The names of the players involved are irrelevant in the larger scheme of things. What is significant is what an incident like this now signifies: PED cheaters have become pariahs, and increasingly regarded as thieves among the brethren, because they are stealing jobs and money that rightfully belong to others. A PED cheater is now viewed by the MLBPA something like the college kid who pilfers stuff from the rooms of others in his dormitory.

And:

But all along -- back to the first evidence of steroid use -- it is the players’ union that has wielded the ultimate power on this issue, because no drug testing nor changes to the agreement could have happened without its ascent.

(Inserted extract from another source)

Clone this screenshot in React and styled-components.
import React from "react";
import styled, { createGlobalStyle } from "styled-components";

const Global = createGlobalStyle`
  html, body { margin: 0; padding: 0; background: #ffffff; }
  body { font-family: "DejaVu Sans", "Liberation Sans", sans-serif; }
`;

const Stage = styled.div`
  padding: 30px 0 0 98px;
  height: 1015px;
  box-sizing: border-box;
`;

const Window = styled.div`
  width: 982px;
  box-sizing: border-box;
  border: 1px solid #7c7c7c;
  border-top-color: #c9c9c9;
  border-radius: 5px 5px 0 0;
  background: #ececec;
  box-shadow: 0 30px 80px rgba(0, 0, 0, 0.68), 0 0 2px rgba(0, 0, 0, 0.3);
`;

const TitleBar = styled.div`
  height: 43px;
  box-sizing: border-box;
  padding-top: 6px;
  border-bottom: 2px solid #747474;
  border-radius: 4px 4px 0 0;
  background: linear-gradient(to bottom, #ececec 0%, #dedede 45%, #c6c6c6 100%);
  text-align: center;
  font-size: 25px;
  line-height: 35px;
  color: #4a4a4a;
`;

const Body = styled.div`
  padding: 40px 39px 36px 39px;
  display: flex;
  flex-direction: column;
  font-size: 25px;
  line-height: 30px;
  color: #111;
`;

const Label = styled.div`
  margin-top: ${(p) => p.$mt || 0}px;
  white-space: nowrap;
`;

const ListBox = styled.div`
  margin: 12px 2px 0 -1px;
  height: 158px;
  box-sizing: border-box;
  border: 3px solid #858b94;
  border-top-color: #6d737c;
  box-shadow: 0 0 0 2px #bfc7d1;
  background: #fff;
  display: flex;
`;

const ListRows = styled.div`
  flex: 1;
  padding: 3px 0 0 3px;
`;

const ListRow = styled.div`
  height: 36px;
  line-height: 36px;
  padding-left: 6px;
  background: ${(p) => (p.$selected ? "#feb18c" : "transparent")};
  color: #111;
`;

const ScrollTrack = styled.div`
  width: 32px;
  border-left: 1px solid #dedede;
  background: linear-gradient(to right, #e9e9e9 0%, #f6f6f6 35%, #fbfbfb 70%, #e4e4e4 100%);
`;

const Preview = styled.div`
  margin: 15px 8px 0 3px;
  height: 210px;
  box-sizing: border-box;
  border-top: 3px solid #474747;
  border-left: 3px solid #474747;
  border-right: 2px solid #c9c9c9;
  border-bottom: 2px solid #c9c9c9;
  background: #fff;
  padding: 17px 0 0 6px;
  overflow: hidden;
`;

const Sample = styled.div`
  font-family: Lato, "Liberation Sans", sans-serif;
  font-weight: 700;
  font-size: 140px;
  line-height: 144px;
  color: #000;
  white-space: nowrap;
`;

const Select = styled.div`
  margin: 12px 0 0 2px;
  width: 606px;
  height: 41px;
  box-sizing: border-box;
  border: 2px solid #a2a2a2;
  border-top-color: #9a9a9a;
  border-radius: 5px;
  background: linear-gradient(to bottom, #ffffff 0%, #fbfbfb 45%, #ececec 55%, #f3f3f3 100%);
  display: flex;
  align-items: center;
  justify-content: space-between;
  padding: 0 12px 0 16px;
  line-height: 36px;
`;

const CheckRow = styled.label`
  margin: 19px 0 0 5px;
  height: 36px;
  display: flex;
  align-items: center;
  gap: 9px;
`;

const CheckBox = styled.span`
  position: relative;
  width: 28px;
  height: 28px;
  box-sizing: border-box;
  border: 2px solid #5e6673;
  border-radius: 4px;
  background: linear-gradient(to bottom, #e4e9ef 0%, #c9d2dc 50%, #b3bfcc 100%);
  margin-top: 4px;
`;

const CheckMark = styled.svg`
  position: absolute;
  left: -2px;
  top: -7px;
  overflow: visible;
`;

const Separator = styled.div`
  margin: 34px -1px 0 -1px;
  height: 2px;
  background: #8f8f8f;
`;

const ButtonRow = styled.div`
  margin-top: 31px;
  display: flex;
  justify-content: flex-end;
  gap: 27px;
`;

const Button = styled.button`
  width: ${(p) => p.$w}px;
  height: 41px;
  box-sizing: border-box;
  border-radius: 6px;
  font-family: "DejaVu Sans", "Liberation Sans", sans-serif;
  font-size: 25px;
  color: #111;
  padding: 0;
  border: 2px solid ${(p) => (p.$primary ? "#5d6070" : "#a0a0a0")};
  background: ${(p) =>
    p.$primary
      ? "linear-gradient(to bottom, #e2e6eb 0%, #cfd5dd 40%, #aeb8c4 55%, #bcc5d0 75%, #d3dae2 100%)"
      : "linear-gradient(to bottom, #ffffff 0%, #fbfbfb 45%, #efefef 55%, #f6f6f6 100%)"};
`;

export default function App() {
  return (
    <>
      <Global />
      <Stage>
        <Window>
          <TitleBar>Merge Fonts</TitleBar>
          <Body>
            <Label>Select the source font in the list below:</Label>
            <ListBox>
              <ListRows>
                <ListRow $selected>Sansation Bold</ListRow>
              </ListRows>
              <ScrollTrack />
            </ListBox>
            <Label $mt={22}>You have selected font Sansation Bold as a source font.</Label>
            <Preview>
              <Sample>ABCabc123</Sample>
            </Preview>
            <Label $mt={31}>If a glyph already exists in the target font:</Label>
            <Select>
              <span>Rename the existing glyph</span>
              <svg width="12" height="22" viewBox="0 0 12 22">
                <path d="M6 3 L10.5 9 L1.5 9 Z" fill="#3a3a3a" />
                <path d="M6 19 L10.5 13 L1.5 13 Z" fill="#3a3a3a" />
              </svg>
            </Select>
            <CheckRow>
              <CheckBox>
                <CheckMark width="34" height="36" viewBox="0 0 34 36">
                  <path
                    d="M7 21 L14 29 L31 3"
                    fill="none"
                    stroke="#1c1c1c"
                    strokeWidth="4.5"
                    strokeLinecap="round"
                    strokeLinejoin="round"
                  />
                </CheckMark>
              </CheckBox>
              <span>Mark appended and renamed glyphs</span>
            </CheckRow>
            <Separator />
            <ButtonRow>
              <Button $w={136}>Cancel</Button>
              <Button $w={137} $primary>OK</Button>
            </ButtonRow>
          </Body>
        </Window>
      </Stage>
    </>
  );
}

For years, the silent majority was more likely to complain individually and privately to sports writers about the rise of steroids than to stand up and say something in a union meeting, but now they are loud and angry, and they’ll drill a guy with a fastball if that’s what it takes.

This is why Braun will never regain his reputation with other players. He lied to them, and he cheated them -- and incredibly, he kept lying and kept cheating even after getting caught, with the positive test in the fall of 2011.

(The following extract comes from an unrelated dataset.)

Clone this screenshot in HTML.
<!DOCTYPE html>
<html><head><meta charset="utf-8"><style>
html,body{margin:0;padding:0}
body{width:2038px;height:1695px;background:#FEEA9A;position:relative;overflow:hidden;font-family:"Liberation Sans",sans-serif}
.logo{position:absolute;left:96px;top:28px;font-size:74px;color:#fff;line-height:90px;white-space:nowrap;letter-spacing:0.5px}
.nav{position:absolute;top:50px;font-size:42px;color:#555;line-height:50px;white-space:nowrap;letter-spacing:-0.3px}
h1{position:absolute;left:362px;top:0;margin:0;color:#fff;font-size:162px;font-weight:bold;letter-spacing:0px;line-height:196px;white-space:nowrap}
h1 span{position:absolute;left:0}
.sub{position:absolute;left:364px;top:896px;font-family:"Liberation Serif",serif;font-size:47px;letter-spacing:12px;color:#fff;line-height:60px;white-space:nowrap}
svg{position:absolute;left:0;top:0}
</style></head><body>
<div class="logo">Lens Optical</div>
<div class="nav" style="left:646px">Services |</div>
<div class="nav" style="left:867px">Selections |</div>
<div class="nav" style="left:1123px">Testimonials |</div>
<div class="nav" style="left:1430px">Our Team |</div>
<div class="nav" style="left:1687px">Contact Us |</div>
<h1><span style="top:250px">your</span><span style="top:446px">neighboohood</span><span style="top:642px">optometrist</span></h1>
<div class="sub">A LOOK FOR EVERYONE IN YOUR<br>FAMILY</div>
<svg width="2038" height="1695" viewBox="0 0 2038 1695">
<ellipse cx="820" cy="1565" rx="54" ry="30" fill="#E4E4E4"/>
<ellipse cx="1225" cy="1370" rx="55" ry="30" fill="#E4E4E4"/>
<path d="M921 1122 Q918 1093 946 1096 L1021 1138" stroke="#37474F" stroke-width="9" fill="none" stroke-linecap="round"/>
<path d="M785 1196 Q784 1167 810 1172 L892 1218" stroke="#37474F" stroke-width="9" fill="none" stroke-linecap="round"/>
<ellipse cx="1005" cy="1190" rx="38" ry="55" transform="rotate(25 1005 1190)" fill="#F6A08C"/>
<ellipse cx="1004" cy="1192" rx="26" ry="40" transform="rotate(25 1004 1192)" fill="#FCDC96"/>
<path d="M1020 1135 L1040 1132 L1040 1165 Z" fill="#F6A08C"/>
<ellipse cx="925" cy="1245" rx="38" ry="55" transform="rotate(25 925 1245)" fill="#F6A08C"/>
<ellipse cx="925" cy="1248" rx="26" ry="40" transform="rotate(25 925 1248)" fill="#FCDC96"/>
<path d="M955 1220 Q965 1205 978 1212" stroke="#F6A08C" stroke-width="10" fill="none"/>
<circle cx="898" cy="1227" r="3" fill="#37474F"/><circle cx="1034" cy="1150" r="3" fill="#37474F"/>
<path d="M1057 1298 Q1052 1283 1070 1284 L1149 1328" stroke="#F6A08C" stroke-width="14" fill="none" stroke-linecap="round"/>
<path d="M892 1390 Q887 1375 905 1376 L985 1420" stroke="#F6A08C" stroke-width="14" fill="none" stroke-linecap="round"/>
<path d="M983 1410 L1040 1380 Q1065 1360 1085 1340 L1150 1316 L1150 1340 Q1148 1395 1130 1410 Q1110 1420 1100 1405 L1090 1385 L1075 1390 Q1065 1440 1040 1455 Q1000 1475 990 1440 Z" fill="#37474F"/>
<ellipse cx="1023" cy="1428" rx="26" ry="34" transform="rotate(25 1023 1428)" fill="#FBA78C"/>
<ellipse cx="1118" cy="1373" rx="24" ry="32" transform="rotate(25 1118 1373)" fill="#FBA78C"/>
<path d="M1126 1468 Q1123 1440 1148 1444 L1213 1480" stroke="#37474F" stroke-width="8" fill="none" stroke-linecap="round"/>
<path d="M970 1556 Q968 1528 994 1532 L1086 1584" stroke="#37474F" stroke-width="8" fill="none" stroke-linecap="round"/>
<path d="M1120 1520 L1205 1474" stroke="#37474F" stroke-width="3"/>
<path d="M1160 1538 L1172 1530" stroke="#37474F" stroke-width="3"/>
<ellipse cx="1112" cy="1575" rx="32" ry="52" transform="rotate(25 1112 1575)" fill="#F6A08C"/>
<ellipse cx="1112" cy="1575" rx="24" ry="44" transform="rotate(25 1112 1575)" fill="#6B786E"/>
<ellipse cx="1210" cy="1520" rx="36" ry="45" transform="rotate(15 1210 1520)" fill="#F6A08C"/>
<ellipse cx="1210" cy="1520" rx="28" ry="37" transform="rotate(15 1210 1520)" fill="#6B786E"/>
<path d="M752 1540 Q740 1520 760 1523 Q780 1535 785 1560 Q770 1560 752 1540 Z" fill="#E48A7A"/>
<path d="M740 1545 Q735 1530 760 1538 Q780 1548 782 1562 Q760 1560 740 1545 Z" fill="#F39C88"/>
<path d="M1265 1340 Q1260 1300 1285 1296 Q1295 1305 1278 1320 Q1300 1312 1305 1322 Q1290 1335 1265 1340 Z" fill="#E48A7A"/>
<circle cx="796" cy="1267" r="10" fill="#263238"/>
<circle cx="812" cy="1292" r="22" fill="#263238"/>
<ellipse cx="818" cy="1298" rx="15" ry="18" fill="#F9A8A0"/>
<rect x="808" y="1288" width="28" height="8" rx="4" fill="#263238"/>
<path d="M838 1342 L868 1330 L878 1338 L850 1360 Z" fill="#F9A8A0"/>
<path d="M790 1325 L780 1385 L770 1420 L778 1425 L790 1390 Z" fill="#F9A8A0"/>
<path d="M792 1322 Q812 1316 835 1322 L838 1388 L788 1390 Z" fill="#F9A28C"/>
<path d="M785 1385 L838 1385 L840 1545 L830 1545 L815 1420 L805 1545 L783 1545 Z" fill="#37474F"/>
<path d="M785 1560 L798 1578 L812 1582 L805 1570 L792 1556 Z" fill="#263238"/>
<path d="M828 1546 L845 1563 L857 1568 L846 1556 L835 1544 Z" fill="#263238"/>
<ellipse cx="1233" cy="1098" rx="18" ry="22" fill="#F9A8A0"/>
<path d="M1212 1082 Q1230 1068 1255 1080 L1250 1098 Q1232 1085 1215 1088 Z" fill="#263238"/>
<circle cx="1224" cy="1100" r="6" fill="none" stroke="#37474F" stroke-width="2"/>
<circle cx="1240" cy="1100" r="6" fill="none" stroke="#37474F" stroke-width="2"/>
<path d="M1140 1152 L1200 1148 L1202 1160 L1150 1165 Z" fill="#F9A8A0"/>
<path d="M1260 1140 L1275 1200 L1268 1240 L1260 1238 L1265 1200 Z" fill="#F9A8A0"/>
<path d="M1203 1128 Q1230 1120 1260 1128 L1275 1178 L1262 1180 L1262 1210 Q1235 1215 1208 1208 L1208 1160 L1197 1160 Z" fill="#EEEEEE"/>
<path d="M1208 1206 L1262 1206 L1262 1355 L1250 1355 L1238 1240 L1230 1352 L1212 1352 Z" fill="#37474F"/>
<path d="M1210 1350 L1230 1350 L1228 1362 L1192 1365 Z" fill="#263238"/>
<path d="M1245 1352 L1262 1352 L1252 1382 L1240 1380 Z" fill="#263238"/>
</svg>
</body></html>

And if you think it still doesn't matter, please read this remarkable collection of quotes from players put together by Brewers beat writer Adam McCalvy (it includes a quote from the Cubs' Alfonso Soriano and manager Dale Sveum, who knows Braun well from his time as a Brewers coach and interim manager).

Two of those quotes, in particular, caught my eye. First, from Diamondbacks infielder Willie Bloomquist:

"I got a chance to play with Ryan on the USA team and he’s a good dude, a really good guy. But having said that, it’s disappointing. We as players have done the best job we can to clean up the game and rid it of all this sort of thing. Everyone knows the consequences and penalties for it and yet there’s some people that seem like they can sneak by the system without getting caught and what it does is it cheats everybody else. It cheats the game, it cheats the fans it cheats the players they’re playing against."

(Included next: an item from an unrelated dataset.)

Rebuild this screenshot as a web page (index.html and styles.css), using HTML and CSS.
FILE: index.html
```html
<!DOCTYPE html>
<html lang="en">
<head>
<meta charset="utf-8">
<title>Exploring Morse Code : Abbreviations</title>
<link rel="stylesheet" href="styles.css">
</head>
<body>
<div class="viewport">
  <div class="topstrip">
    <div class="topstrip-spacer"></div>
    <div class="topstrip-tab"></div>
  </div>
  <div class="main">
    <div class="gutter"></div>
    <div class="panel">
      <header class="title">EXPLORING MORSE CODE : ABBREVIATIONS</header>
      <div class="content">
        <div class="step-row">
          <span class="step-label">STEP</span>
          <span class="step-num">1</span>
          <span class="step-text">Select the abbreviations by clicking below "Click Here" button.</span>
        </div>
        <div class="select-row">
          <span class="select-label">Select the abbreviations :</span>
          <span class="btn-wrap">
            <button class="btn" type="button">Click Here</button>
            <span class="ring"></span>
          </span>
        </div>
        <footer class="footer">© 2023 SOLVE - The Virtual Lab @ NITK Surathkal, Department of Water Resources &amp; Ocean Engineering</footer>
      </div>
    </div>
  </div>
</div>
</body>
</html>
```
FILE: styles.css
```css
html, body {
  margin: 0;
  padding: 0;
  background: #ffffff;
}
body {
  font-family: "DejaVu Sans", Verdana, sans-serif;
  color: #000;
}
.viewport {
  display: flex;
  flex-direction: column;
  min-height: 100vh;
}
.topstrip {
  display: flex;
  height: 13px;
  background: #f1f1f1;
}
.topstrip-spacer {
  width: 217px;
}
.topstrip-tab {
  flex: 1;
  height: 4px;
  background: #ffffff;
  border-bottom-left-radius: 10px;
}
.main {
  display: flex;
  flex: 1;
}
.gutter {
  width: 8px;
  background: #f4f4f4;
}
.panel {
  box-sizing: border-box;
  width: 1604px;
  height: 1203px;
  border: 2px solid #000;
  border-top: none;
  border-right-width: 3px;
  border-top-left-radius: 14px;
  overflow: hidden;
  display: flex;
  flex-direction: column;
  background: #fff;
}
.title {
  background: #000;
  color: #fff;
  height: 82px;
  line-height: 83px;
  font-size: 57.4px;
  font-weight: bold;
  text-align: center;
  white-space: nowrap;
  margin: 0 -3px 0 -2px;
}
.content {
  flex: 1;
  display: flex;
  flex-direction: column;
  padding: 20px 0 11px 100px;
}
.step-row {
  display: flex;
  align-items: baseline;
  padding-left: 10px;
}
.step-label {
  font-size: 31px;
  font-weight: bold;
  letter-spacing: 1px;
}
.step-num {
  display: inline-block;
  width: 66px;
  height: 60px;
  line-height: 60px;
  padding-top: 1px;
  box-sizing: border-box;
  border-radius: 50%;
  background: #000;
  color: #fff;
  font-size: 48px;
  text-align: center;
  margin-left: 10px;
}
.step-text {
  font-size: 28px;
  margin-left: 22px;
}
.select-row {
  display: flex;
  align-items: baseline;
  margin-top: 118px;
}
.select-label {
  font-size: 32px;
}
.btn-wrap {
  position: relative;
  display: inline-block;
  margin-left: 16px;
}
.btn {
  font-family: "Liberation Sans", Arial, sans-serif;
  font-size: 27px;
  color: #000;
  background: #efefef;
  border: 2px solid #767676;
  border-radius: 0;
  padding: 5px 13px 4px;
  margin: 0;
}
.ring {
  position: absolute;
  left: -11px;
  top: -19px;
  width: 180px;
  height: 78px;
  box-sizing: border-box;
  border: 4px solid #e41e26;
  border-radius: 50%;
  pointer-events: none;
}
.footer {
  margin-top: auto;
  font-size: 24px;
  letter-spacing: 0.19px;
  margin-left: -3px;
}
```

And from D'backs reliever Brad Ziegler:

"It’s frustrating that guys are still trying to beat the system, but it’s also frustrating that he’s essentially accepting responsibility for it now which means that everything he said back at the beginning of 2012 was a lie. You never want to see that out of anybody let alone a fellow ballplayer. It’s frustrating that guys are still trying to beat the system, but the lying and the denials are more the issue for me just from a human being’s perspective."

These two clearly are not the only players who feel this way -- in fact, you can read more similar reaction from other players here, including this:

"Watching him talk right now makes me sick," Skip Schumaker of the Los Angeles Dodgers said. "I have an autographed Braun jersey in my baseball room that I'll be taking down. I don't want my son identifying what I've worked so hard to get to and work so hard to have - I don't want him comparing Braun to me."

Will Brewers fans who have similar memorabilia do the same? There's a good argument, from a major-league player, that they should. Some have called Braun the Lance Armstrong of baseball; there's a comparison to be made with Armstrong about the lies Braun told, though Braun never attempted the other things Armstrong did, such as trying to bully or ruin the lives of his teammates and colleagues.

Those players who have not cheated, not lied, who have played the game clean and "the right way" (as Ryne Sandberg put it in his Hall of Fame induction speech), want the game cleaned up, so there's a level playing field, so that their competitors are truthful and honest and play the game with their own natural abilities. If the players want it, why shouldn't the rest of us want that? CBS Sports' Danny Knobler sums it up:

The truth is on our side now, and the truth is that Ryan Braun is never going to gain back our trust and respect. The truth is that Ryan Braun badly harmed the game he claims to love so dearly, first by trying to cheat to get ahead and then with the loud and obnoxious denials.

Baseball does care about cleaning up the game. The players union cares, too, because many of its members now care.

From the beginning of sports, players have always sought a way to get an edge on their competitors. That's just human nature, and the competitive nature of professional athletes. They've stolen signs, scuffed baseballs, popped greenies and taken PEDs. Some of those things are within the rules, some of them bend the rules, some of them are against the rules of the game or even against the law.

An edge is one thing. Cheating and lying about cheating is another. Sure, Ryan Braun will return to baseball next season, but he will be scorned by many of his opponents, looked at suspiciously by his teammates and booed mercilessly when he plays on the road. Braun made his choices; now he will have to pay for them. He's not the last to have this penalty, either; it seems likely that Alex Rodriguez will also serve a suspension, possibly even longer than Braun's, and, according to that link, perhaps 15 others will also be suspended.

It's the right thing to do. The players want it. Their union leadership has agreed. Baseball is cleaning itself up, and I would argue that we're all better off for it; we'll see games and competitions between athletes using their own natural abilities, honed by hard work. Will these players seek another edge? Of course they will; again, that's just human nature. We can only hope that they'll do so within the rules of the game, so that their opponents, and we, the paying customers, won't be cheated and lied to.

That's the important thing, not that someone hit 73 home runs while supposedly hopped up on some concoction out of a lab. Give us an honest show, honest work, and honest performance. That's all we can ask for.